Quicken Loans parent's shares jump on debut after IPO size slashed

(Reuters) – Shares of Rocket Cos Inc RKT.N rose 15% following their New York debut on Thursday, a day after the parent company of U.S. mortgage lender Quicken Loans slashed the targeted size of its initial public offering by over $1 billion.

Rocket shares were trading up at $20.84 after they opened flat at $18.00 a share, the same as its IPO price.

Rocket’s relatively lukewarm flotation comes at a time when U.S. capital markets are in the middle of a stellar recovery after the COVID-19 pandemic put several debuts on hold earlier this year.

The IPO pricing and deal size suggests Rocket struggled to convince investors its mortgage platform business deserved the kind of valuation that is usually handed out to Silicon Valley tech unicorns.

“You’re seeing a low-rate environment in conjunction with decreased (mortgage) applications,” said Michael Underhill, chief investment officer for Capital Innovations, which invests in IPOs.

“So, investors are being very cautious, very surgical and … if it’s not a rock-solid business model, they’re not really interested in buying at the IPO.”

The company sold 100 million shares, down from 150 million it had planned for the IPO, to raise $1.8 billion, which valued the company at around $36 billion.

At its IPO price of $18, it is now the third-largest U.S. listing of 2020, excluding blank-check companies.
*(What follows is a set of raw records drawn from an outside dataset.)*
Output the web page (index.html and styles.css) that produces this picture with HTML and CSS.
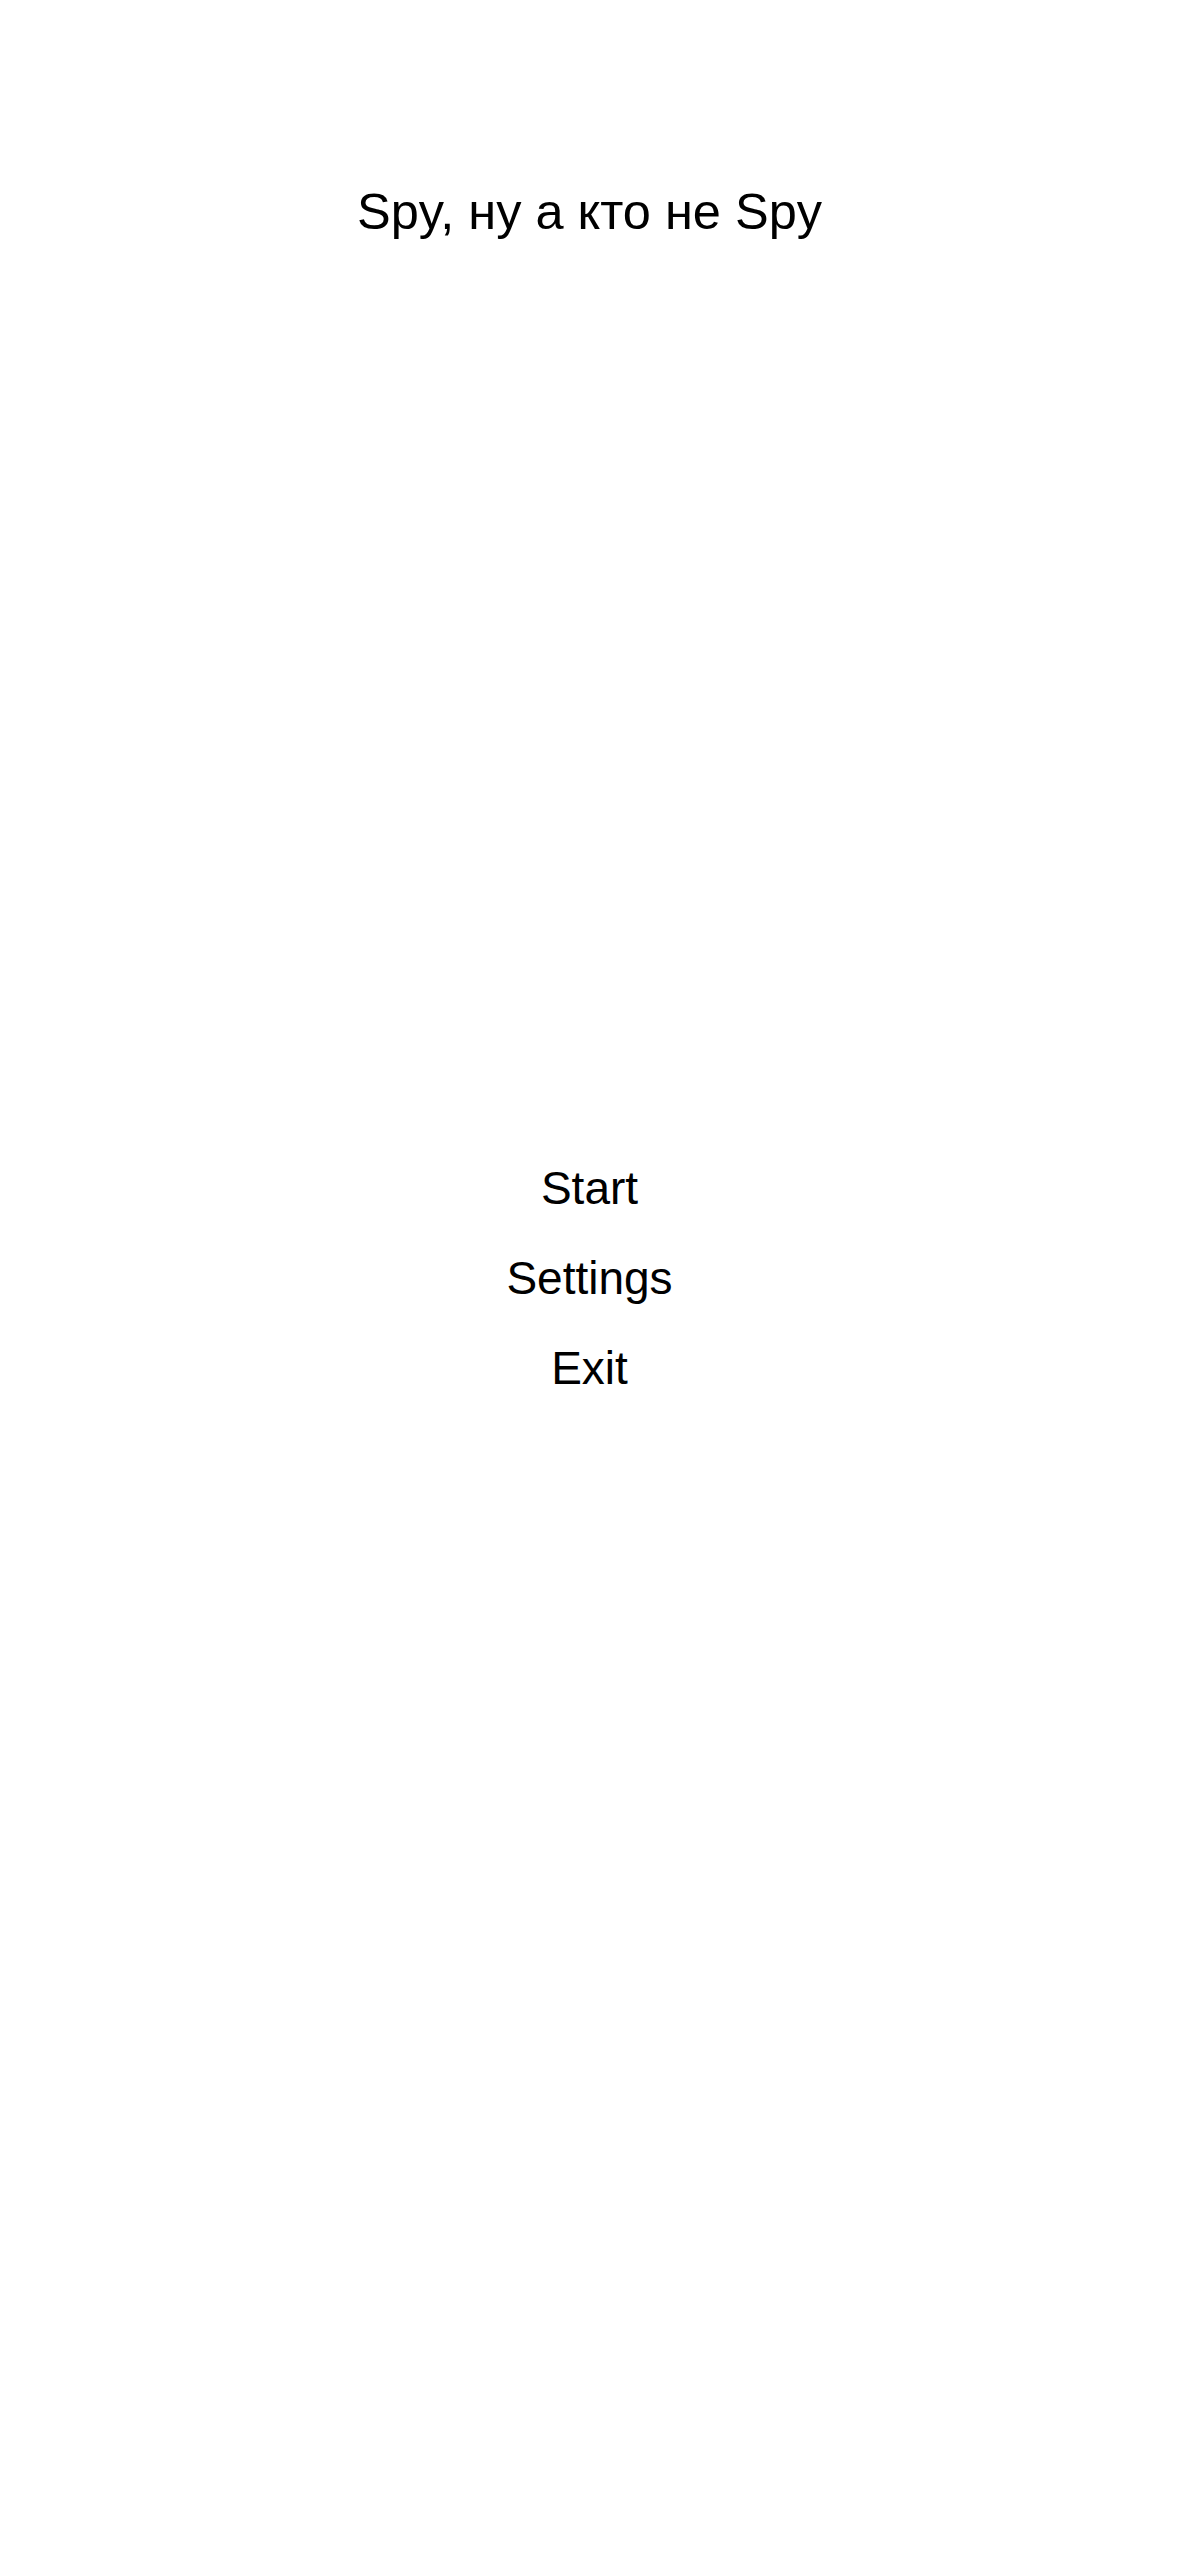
FILE: index.html
```html
<!DOCTYPE html>
<html>
<head>
<meta charset="utf-8">
<link rel="stylesheet" href="styles.css">
</head>
<body>
<main class="screen">
  <h1 class="title">Spy, ну а кто не Spy</h1>
  <nav class="menu">
    <button class="menu-item">Start</button>
    <button class="menu-item">Settings</button>
    <button class="menu-item">Exit</button>
  </nav>
</main>
</body>
</html>
```
FILE: styles.css
```css
html, body {
  margin: 0;
  padding: 0;
  background: #ffffff;
}
.screen {
  width: 1179px;
  height: 2556px;
  display: flex;
  flex-direction: column;
  align-items: center;
  font-family: "Liberation Sans", Arial, sans-serif;
  color: #000;
  padding-top: 182px;
  box-sizing: border-box;
}
.title {
  margin: 0;
  font-size: 50.5px;
  font-weight: 400;
  line-height: 60px;
}
.menu {
  margin-top: 901px;
  display: flex;
  flex-direction: column;
  align-items: center;
}
.menu-item {
  background: none;
  border: none;
  padding: 0;
  font-family: inherit;
  font-size: 46px;
  line-height: 90px;
  color: #000;
}
```
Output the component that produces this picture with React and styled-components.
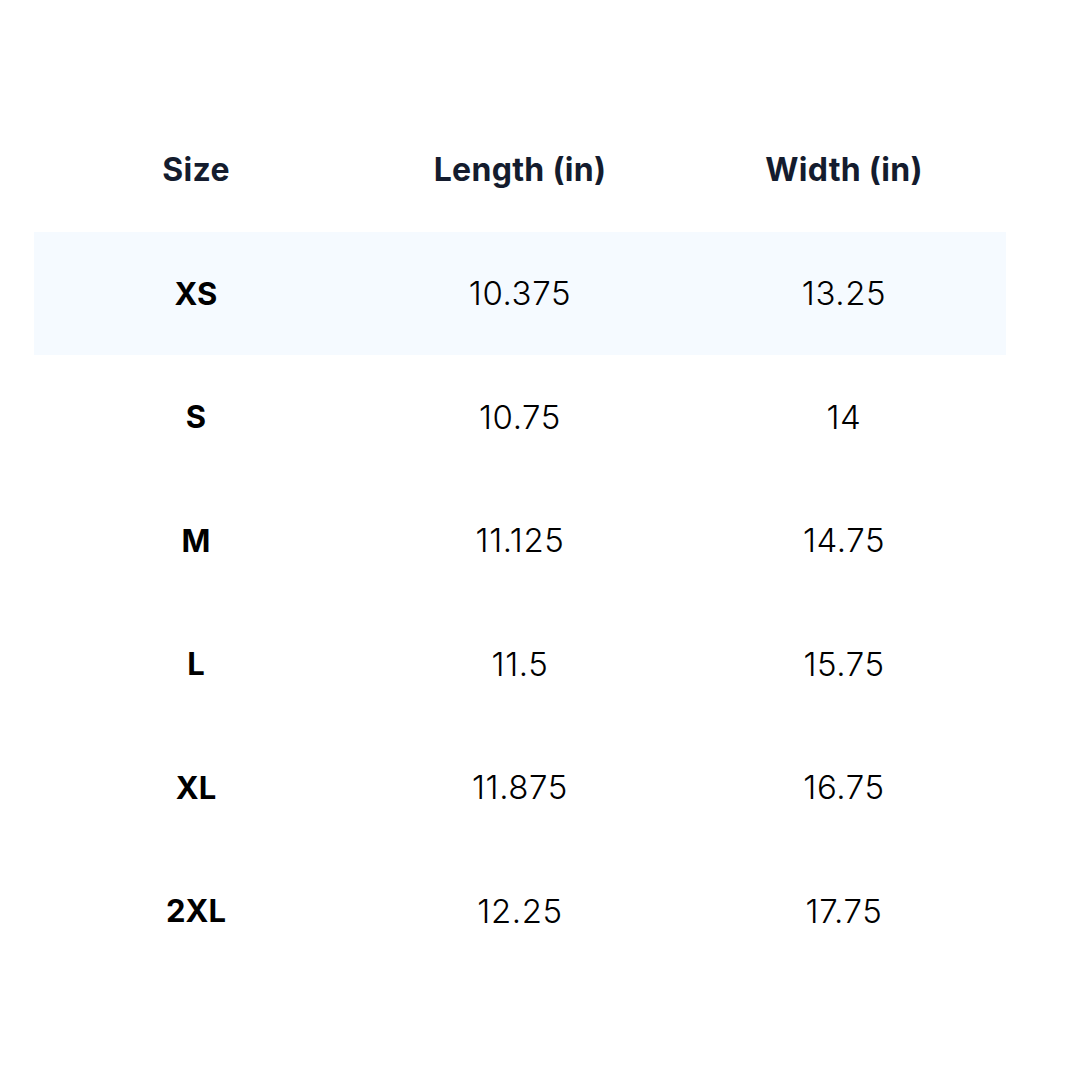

Only Royalty Pharma RPRX.O and Warner Music Group WMG.O have had bigger stock market debuts this year.

Within its original price range of $20-$22, Rocket could have become the largest U.S IPO of the year.

Rocket, founded by billionaire Dan Gilbert in 1985, said earlier this month it expects a profit of more than $3 billion in the second quarter, compared with a loss last year.

Goldman Sachs, Morgan Stanley, Credit Suisse and JPMorgan were among the underwriters for the IPO.